Friday, July 21, 2017

How Manipulators Use The Burden Of Gratitude

By Elizabeth Wallace


It can be all too easy for well-meaning individuals to be manipulated into relationships that they did not want or simply did not intend. When a person seems to go out of their way to help another, sometimes their intentions are not exactly generous. They may simply be wanting to draw that person into an entanglement by manipulating them with the burden of gratitude.

Dating is a particularly harmful method some men use to obligate young women into sex acts or a relationship they do not want. In the majority of instances, the man asks the woman out, and the man generally is the one who pays for the date. Some men will use this fact as a way to make the girl feel she owes him for the cost of dinners, movies, or trips.

In modern relationships it is not uncommon for women to pay for their own meals, at least in the beginning.
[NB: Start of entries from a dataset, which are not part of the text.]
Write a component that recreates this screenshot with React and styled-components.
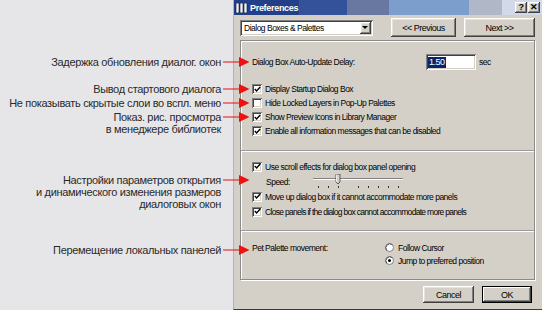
import React from "react";
import styled, { createGlobalStyle } from "styled-components";

const GlobalStyle = createGlobalStyle`
  html, body { margin: 0; padding: 0; }
  body { width: 542px; height: 310px; overflow: hidden; background: #e6e6e8; }
`;

const raised = `
  box-shadow: inset -1px -1px #404040, inset 1px 1px #ffffff,
    inset -2px -2px #808080, inset 2px 2px #e4e2dc;
`;
const sunken = `
  box-shadow: inset 1px 1px #808080, inset -1px -1px #ffffff,
    inset 2px 2px #404040, inset -2px -2px #d4d0c8;
`;

const Page = styled.div`
  display: flex;
  width: 542px;
  height: 310px;
  background: #e6e6e8;
  font-family: "Liberation Sans", Arial, sans-serif;
`;

const Notes = styled.div`
  position: relative;
  z-index: 1;
  flex: none;
  width: 250px;
  display: flex;
  flex-direction: column;
`;

const Note = styled.div`
  display: flex;
  align-items: flex-start;
  margin-top: ${(p) => p.$top}px;
`;

const NoteText = styled.div`
  width: 221px;
  text-align: right;
  font-size: 11px;
  line-height: 12px;
  color: #2a2a2a;
  letter-spacing: -0.33px;
  white-space: nowrap;
`;

const Arrow = () => (
  <svg width="29" height="12" viewBox="0 0 29 12">
    <line x1="2" y1="6" x2="20" y2="6" stroke="#e81010" strokeWidth="1" />
    <polygon points="18,1 28.5,6 18,11" fill="#ee1111" />
  </svg>
);

const Dialog = styled.div`
  margin-left: -17px;
  flex: none;
  width: 309px;
  height: 310px;
  box-sizing: border-box;
  border-left: 1px solid #b4b4b4;
  border-bottom: 1px solid #3a3a3a;
  background: #d4d0c8;
  display: flex;
  flex-direction: column;
  font-size: 8.5px;
  letter-spacing: -0.5px;
  color: #000;
`;

const TitleBar = styled.div`
  height: 15px;
  display: flex;
  align-items: center;
  padding: 0 2px 0 1px;
  background: linear-gradient(
    to right,
    #223f88 0,
    #223f88 65px,
    #33529a 65px,
    #33529a 113px,
    #6878a0 113px,
    #6878a0 155px,
    #7c9ecc 155px,
    #7c9ecc 235px,
    #b0b7c6 235px,
    #b0b7c6 268px,
    #d2daea 268px
  );
`;

const Title = styled.span`
  margin-left: 2px;
  flex: 1;
  color: #fff;
  font-weight: bold;
  font-size: 9px;
  letter-spacing: -0.3px;
`;

const CapButton = styled.div`
  width: 12px;
  height: 11px;
  background: #d4d0c8;
  ${raised}
  display: flex;
  align-items: center;
  justify-content: center;
  font-weight: bold;
  font-size: 9px;
  line-height: 1;
  color: #000;
  margin-left: ${(p) => (p.$gap ? 1 : 0)}px;
`;

const AppIcon = () => (
  <svg width="13" height="12" viewBox="0 0 13 12">
    <rect x="1" y="1" width="3" height="10" rx="1" fill="#f0f0f0" stroke="#111a40" strokeWidth="0.6" />
    <rect x="5" y="1" width="3" height="10" rx="1" fill="#f0f0f0" stroke="#111a40" strokeWidth="0.6" />
    <rect x="9" y="1" width="3" height="10" rx="1" fill="#f0f0f0" stroke="#111a40" strokeWidth="0.6" />
  </svg>
);

const Body = styled.div`
  flex: 1;
  display: flex;
  flex-direction: column;
  padding: 3px 7px 0 6px;
`;

const TopRow = styled.div`
  display: flex;
  align-items: center;
  height: 19px;
`;

const Select = styled.div`
  width: 133px;
  height: 16px;
  box-sizing: border-box;
  background: #fff;
  ${sunken}
  display: flex;
  align-items: center;
  justify-content: space-between;
  padding: 2px 2px 2px 4px;
  margin-right: 18px;
`;

const SelectArrow = styled.div`
  width: 11px;
  height: 12px;
  background: #d4d0c8;
  ${raised}
  display: flex;
  align-items: center;
  justify-content: center;
  &::after {
    content: "";
    border-left: 3px solid transparent;
    border-right: 3px solid transparent;
    border-top: 3px solid #000;
  }
`;

const Button = styled.div`
  width: ${(p) => p.$w}px;
  height: ${(p) => p.$h || 19}px;
  margin-left: ${(p) => p.$gap || 0}px;
  box-sizing: border-box;
  background: #d4d0c8;
  ${raised}
  ${(p) =>
    p.$default &&
    `box-shadow: inset 0 0 0 1px #000, inset -2px -2px #404040, inset 2px 2px #ffffff, inset -3px -3px #808080;`}
  display: flex;
  align-items: center;
  justify-content: center;
  font-size: 9px;
`;

const Panel = styled.div`
  margin-top: 3px;
  height: 240px;
  box-sizing: border-box;
  border: 1px solid #8a8a8a;
  box-shadow: 1px 1px 0 #ffffff, inset 1px 1px 0 #ffffff;
  display: flex;
  flex-direction: column;
`;

const Section = styled.div`
  height: ${(p) => p.$h}px;
  box-sizing: border-box;
  padding: ${(p) => p.$pt}px 0 0 11px;
  display: flex;
  flex-direction: column;
  ${(p) => p.$sep && `border-top: 1px solid #9a9a9e; box-shadow: inset 0 1px 0 #ffffff;`}
`;

const DelayRow = styled.div`
  display: flex;
  align-items: center;
  height: 16px;
  margin-bottom: 12px;
`;

const Label = styled.span`
  width: ${(p) => p.$w}px;
  flex: none;
  white-space: nowrap;
  padding-left: ${(p) => p.$indent || 0}px;
  box-sizing: border-box;
`;

const Field = styled.div`
  width: 50px;
  height: 16px;
  box-sizing: border-box;
  background: #fff;
  ${sunken}
  display: flex;
  align-items: center;
  padding-left: 2px;
`;

const Selected = styled.span`
  background: #0a246a;
  color: #fff;
  padding: 0 1px;
  font-size: 9px;
  line-height: 11px;
`;

const Unit = styled.span`
  margin-left: 3px;
`;

const Row = styled.div`
  display: flex;
  align-items: center;
  height: ${(p) => p.$h || 14}px;
  white-space: nowrap;
  letter-spacing: ${(p) => (p.$tight ? "-0.7px" : "inherit")};
`;

const Box = styled.span`
  width: 10px;
  height: 10px;
  flex: none;
  box-sizing: border-box;
  background: #fff;
  ${sunken}
  margin-right: 3px;
  display: flex;
  align-items: center;
  justify-content: center;
`;

const Check = ({ on }) => (
  <Box>
    {on && (
      <svg width="7" height="7" viewBox="0 0 7 7">
        <polyline points="0.8,3 2.6,5 6.2,1" fill="none" stroke="#000" strokeWidth="1.4" />
      </svg>
    )}
  </Box>
);

const Radio = ({ on }) => (
  <svg width="9" height="9" viewBox="0 0 9 9" style={{ marginRight: 4, flex: "none" }}>
    <circle cx="4.5" cy="4.5" r="4" fill="#fff" stroke="#808080" strokeWidth="1" />
    <path d="M1.7 7.3 A4 4 0 0 1 7.3 1.7" fill="none" stroke="#404040" strokeWidth="0.8" />
    {on && <circle cx="4.5" cy="4.5" r="1.5" fill="#000" />}
  </svg>
);

const Slider = () => {
  const ticks = [5, 15, 25, 45, 55, 65, 75, 85];
  return (
    <svg width="92" height="15" viewBox="0 0 92 15">
      <line x1="0" y1="4.5" x2="90" y2="4.5" stroke="#808080" strokeWidth="1" />
      <line x1="0" y1="5.5" x2="90" y2="5.5" stroke="#ffffff" strokeWidth="1" />
      <path d="M23 0 H27 V8 L25 10 L23 8 Z" fill="#d4d0c8" stroke="#404040" strokeWidth="0.8" />
      <line x1="23.5" y1="0.5" x2="23.5" y2="8" stroke="#fff" strokeWidth="0.8" />
      {ticks.map((x) => (
        <rect key={x} x={x} y="12" width="1" height="2" fill="#303030" />
      ))}
    </svg>
  );
};

const MoveRow = styled.div`
  display: flex;
`;

const Radios = styled.div`
  display: flex;
  flex-direction: column;
`;

const Footer = styled.div`
  display: flex;
  justify-content: flex-end;
  margin-top: 6px;
  padding-right: 3px;
`;

const notes = [
  { top: 56, lines: ["Задержка обновления диалог. окон"] },
  { top: 15, lines: ["Вывод стартового диалога"] },
  { top: 2, lines: ["Не показывать скрытые слои во вспл. меню"] },
  { top: 2, lines: ["Показ. рис. просмотра", "в менеджере библиотек"] },
  { top: 39, lines: ["Настройки параметров открытия", "и динамического изменения размеров", "диалоговых окон"] },
  { top: 34, lines: ["Перемещение локальных панелей"] },
];

export default function App() {
  return (
    <Page>
      <GlobalStyle />
      <Notes>
        {notes.map((n, i) => (
          <Note key={i} $top={n.top}>
            <NoteText>
              {n.lines.map((l) => (
                <div key={l}>{l}</div>
              ))}
            </NoteText>
            <Arrow />
          </Note>
        ))}
      </Notes>
      <Dialog>
        <TitleBar>
          <AppIcon />
          <Title>Preferences</Title>
          <CapButton>?</CapButton>
          <CapButton $gap>✕</CapButton>
        </TitleBar>
        <Body>
          <TopRow>
            <Select>
              <span>Dialog Boxes &amp; Palettes</span>
              <SelectArrow />
            </Select>
            <Button $w={66}>&lt;&lt; Previous</Button>
            <Button $w={71} $gap={8}>Next &gt;&gt;</Button>
          </TopRow>
          <Panel>
            <Section $h={110} $pt={13}>
              <DelayRow>
                <Label $w={174}>Dialog Box Auto-Update Delay:</Label>
                <Field>
                  <Selected>1.50</Selected>
                </Field>
                <Unit>sec</Unit>
              </DelayRow>
              <Row><Check on />Display Startup Dialog Box</Row>
              <Row><Check />Hide Locked Layers in Pop-Up Palettes</Row>
              <Row><Check on />Show Preview Icons in Library Manager</Row>
              <Row><Check on />Enable all information messages that can be disabled</Row>
            </Section>
            <Section $h={81} $pt={8} $sep>
              <Row $h={15}><Check on />Use scroll effects for dialog box panel opening</Row>
              <Row $h={15}>
                <Label $w={61} $indent={14}>Speed:</Label>
                <Slider />
              </Row>
              <Row $h={15}><Check on />Move up dialog box if it cannot accommodate more panels</Row>
              <Row $h={15} $tight><Check on />Close panels if the dialog box cannot accommodate more panels</Row>
            </Section>
            <Section $h={49} $pt={10} $sep>
              <MoveRow>
                <Row $h={13}>
                  <Label $w={133}>Pet Palette movement:</Label>
                </Row>
                <Radios>
                  <Row $h={13}><Radio />Follow Cursor</Row>
                  <Row $h={13}><Radio on />Jump to preferred position</Row>
                </Radios>
              </MoveRow>
            </Section>
          </Panel>
          <Footer>
            <Button $w={51} $h={17}>Cancel</Button>
            <Button $w={50} $h={17} $gap={8} $default>OK</Button>
          </Footer>
        </Body>
      </Dialog>
    </Page>
  );
}
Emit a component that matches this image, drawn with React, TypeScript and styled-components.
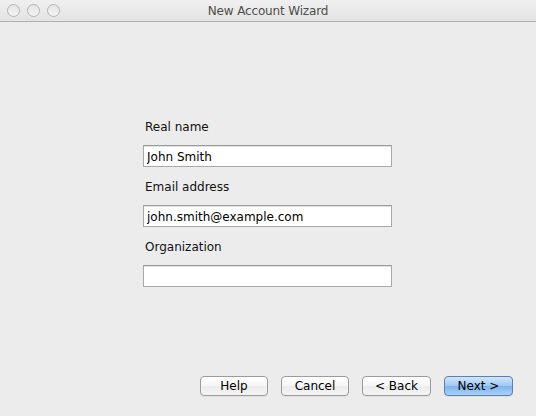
import React, { useState } from 'react'
import styled, { createGlobalStyle } from 'styled-components'

const GlobalStyle = createGlobalStyle`
  html, body {
    margin: 0;
    padding: 0;
    background: #ececec;
  }
  body {
    font-family: "DejaVu Sans", "Liberation Sans", sans-serif;
    font-size: 12px;
    color: #000;
  }
`

const Window = styled.div`
  width: 536px;
  height: 416px;
  display: flex;
  flex-direction: column;
  background: #ececec;
  overflow: hidden;
`

const TitleBar = styled.div`
  height: 21px;
  flex: none;
  display: grid;
  grid-template-columns: 80px 1fr 80px;
  align-items: center;
  background: linear-gradient(#f0f0f0, #e3e3e3);
  border-bottom: 1px solid #b0b0b0;
`

const Lights = styled.div`
  display: flex;
  gap: 7px;
  padding-left: 7px;
`

const Light = styled.span`
  width: 11px;
  height: 11px;
  border-radius: 50%;
  border: 1px solid #b4b4b4;
  background: linear-gradient(#e4e4e4, #f4f4f4);
`

const Title = styled.div`
  text-align: center;
  color: #4d4d4d;
  font-size: 12px;
  letter-spacing: -0.15px;
`

const Body = styled.div`
  flex: 1;
  display: flex;
  flex-direction: column;
  padding: 0 23px 20px 0;
`

const Form = styled.div`
  flex: 1;
  display: flex;
  flex-direction: column;
  width: 249px;
  margin-left: 143px;
  padding-top: 97px;
`

const Field = styled.div`
  display: flex;
  flex-direction: column;
  margin-bottom: 12px;
`

const Label = styled.label`
  line-height: 16px;
  padding-left: 2px;
  margin-bottom: 10px;
  color: #111;
`

const Input = styled.input`
  box-sizing: border-box;
  width: 249px;
  height: 22px;
  margin: 0;
  padding: 2px 3px 0;
  border: 1px solid #a9a9a9;
  border-top-color: #9a9a9a;
  box-shadow: inset 0 1px 0 #e2e2e2;
  background: #fff;
  font-family: inherit;
  font-size: 12px;
  color: #000;
  outline: none;
`

const Buttons = styled.div`
  display: flex;
  justify-content: flex-end;
  gap: 13px;
`

const Button = styled.button<{ $primary?: boolean; $w: number }>`
  box-sizing: border-box;
  width: ${p => p.$w}px;
  height: 20px;
  padding: 0;
  border-radius: 4px;
  font-family: inherit;
  font-size: 12px;
  line-height: 18px;
  color: #000;
  border: 1px solid ${p => (p.$primary ? '#5a7fb8' : '#9c9c9c')};
  background: ${p =>
    p.$primary
      ? 'linear-gradient(#d3e6fb 0%, #9ec7f3 50%, #7db3ee 51%, #a9d2f8 100%)'
      : 'linear-gradient(#ffffff 0%, #f6f6f6 50%, #ececec 51%, #f4f4f4 100%)'};
  box-shadow: 0 1px 0 rgba(0, 0, 0, 0.06);
  cursor: default;
`

const fields = [
  { label: 'Real name', value: 'John Smith' },
  { label: 'Email address', value: 'john.smith@example.com' },
  { label: 'Organization', value: '' },
]

const App = () => {
  const [values, setValues] = useState<string[]>(fields.map(f => f.value))

  const handleChange = (i: number, v: string) => {
    const next = [...values]
    next[i] = v
    setValues(next)
  }

  return (
    <Window>
      <GlobalStyle />
      <TitleBar>
        <Lights>
          <Light />
          <Light />
          <Light />
        </Lights>
        <Title>New Account Wizard</Title>
        <div />
      </TitleBar>
      <Body>
        <Form>
          {fields.map((f, i) => (
            <Field key={f.label}>
              <Label>{f.label}</Label>
              <Input value={values[i]} onChange={e => handleChange(i, e.target.value)} />
            </Field>
          ))}
        </Form>
        <Buttons>
          <Button $w={68}>Help</Button>
          <Button $w={68}>Cancel</Button>
          <Button $w={69}>&lt; Back</Button>
          <Button $w={69} $primary>Next &gt;</Button>
        </Buttons>
      </Body>
    </Window>
  )
}

export default App
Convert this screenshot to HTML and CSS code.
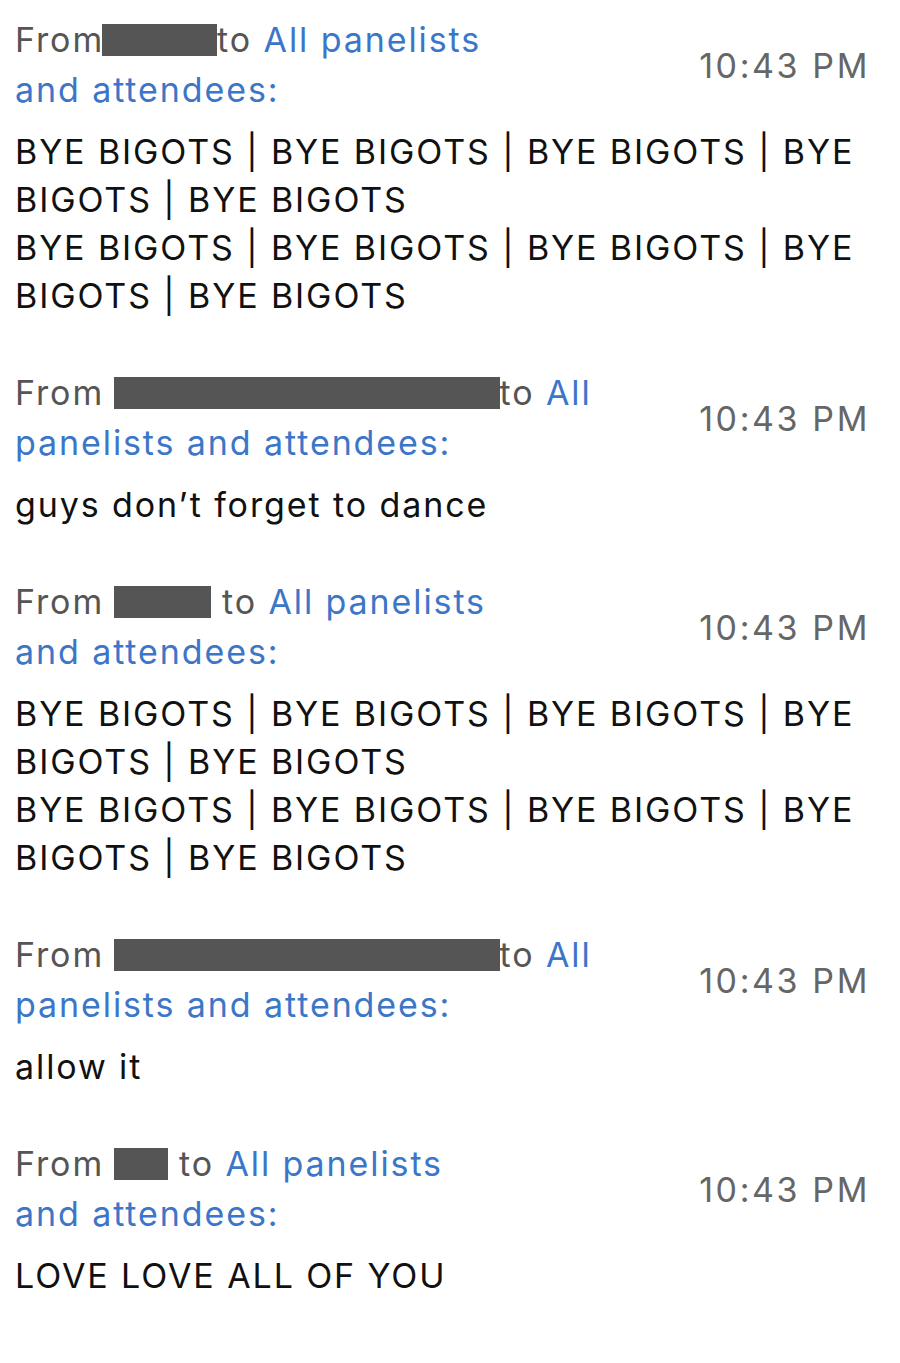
FILE: index.html
```html
<!DOCTYPE html>
<html lang="en">
<head>
    <meta charset="UTF-8">
    <title>Chat</title>
    <link rel="stylesheet" href="styles.css">
</head>
<body>
    <div class="chat">
        <div class="msg">
            <div class="msg-head">
                <div class="sender">From<span class="redact redact-a"></span>to <span class="to">All panelists<br>and attendees:</span></div>
                <div class="time">10:43 PM</div>
            </div>
            <div class="msg-body">
                <p>BYE BIGOTS | BYE BIGOTS | BYE BIGOTS | BYE BIGOTS | BYE BIGOTS</p>
                <p>BYE BIGOTS | BYE BIGOTS | BYE BIGOTS | BYE BIGOTS | BYE BIGOTS</p>
            </div>
        </div>

        <div class="msg">
            <div class="msg-head">
                <div class="sender">From <span class="redact redact-b"></span>to <span class="to">All<br>panelists and attendees:</span></div>
                <div class="time">10:43 PM</div>
            </div>
            <div class="msg-body">
                <p>guys don’t forget to dance</p>
            </div>
        </div>

        <div class="msg">
            <div class="msg-head">
                <div class="sender">From <span class="redact redact-c"></span> to <span class="to">All panelists<br>and attendees:</span></div>
                <div class="time">10:43 PM</div>
            </div>
            <div class="msg-body">
                <p>BYE BIGOTS | BYE BIGOTS | BYE BIGOTS | BYE BIGOTS | BYE BIGOTS</p>
                <p>BYE BIGOTS | BYE BIGOTS | BYE BIGOTS | BYE BIGOTS | BYE BIGOTS</p>
            </div>
        </div>

        <div class="msg">
            <div class="msg-head">
                <div class="sender">From <span class="redact redact-b"></span>to <span class="to">All<br>panelists and attendees:</span></div>
                <div class="time">10:43 PM</div>
            </div>
            <div class="msg-body">
                <p>allow it</p>
            </div>
        </div>

        <div class="msg">
            <div class="msg-head">
                <div class="sender">From <span class="redact redact-d"></span> to <span class="to">All panelists<br>and attendees:</span></div>
                <div class="time">10:43 PM</div>
            </div>
            <div class="msg-body">
                <p>LOVE LOVE ALL OF YOU</p>
            </div>
        </div>
    </div>
</body>
</html>
```

FILE: styles.css
```css
body {
    margin: 0;
    background-color: #ffffff;
    font-family: Inter, "Noto Sans", sans-serif;
    font-size: 34px;
    letter-spacing: 1.9px;
    color: #111111;
}
.chat {
    padding: 15px 30px 0 15px;
    display: flex;
    flex-direction: column;
    gap: 48px;
}
.msg-head {
    display: flex;
    justify-content: space-between;
    align-items: center;
}
.sender {
    color: #555555;
    line-height: 50px;
}
.to {
    color: #3b76c9;
}
.redact {
    display: inline-block;
    height: 32px;
    vertical-align: -4px;
    background-color: #555555;
}
.redact-a { width: 115px; margin-left: -2px; }
.redact-b { width: 386px; margin-left: -2px; }
.redact-c { width: 97px; margin-left: -2px; }
.redact-d { width: 54px; margin-left: -2px; }
.time {
    color: #666666;
    letter-spacing: 2.6px;
}
.msg-body {
    margin-top: 13px;
}
.msg-body p {
    margin: 0;
    line-height: 48px;
}
```
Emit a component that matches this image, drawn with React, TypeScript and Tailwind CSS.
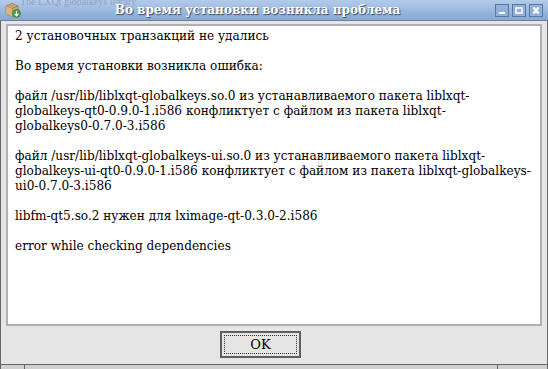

In fact, this is recommended for many young women in order to avoid these date-rape scenarios where a man might try to convince her that she owes him sex. If this means that the girl cannot afford to date, this is better than feeling obligated to give sex as payment for a meal.

Religious institutions are notorious for using indebtedness for help as a way to get new members. It is perfectly legal for them to require attendance at services as payment for help given to homeless people. In a perfect world, one would be able to get food, clothing, and shelter without being required to embrace a particular religious doctrine, but that is not how most churches approach it.

It is typical even for parents to use indebted obligations to control the behavior of their adult children. The fact is, once a person is over the age of eighteen, parents are not legally able to enforce curfews or other restrictions on them. However, in order to control who they date and what they do, some parents will withhold housing or financial assistance to their children if they fail to behave in whatever way they are trying to force.

Many people who offer help to others do so with negative motives. The people who are most ready to help us are not always those who want to see us succeed. Some people will even offer help just to get an inside peek into our lives so they can spread negative gossip.

As well-meaning people, we must evaluate our own intentions when we offer to assist others in some way. Sometimes our own reasons for helping someone has motives that we have not evaluated fully, and we might be acting in a manner that is not entirely giving. It is up to each of us to ensure that, when we offer help to a friend, we are not offering such help for the sole purpose of benefiting ourselves.

We all need help at some point in life, but the sad fact remains that others will take advantage of us at such a time. Perhaps we should seek help from a stranger rather than a friend. Family, friends, coworkers, and especially exes just might not have what is best for us in mind when they extend their assistance.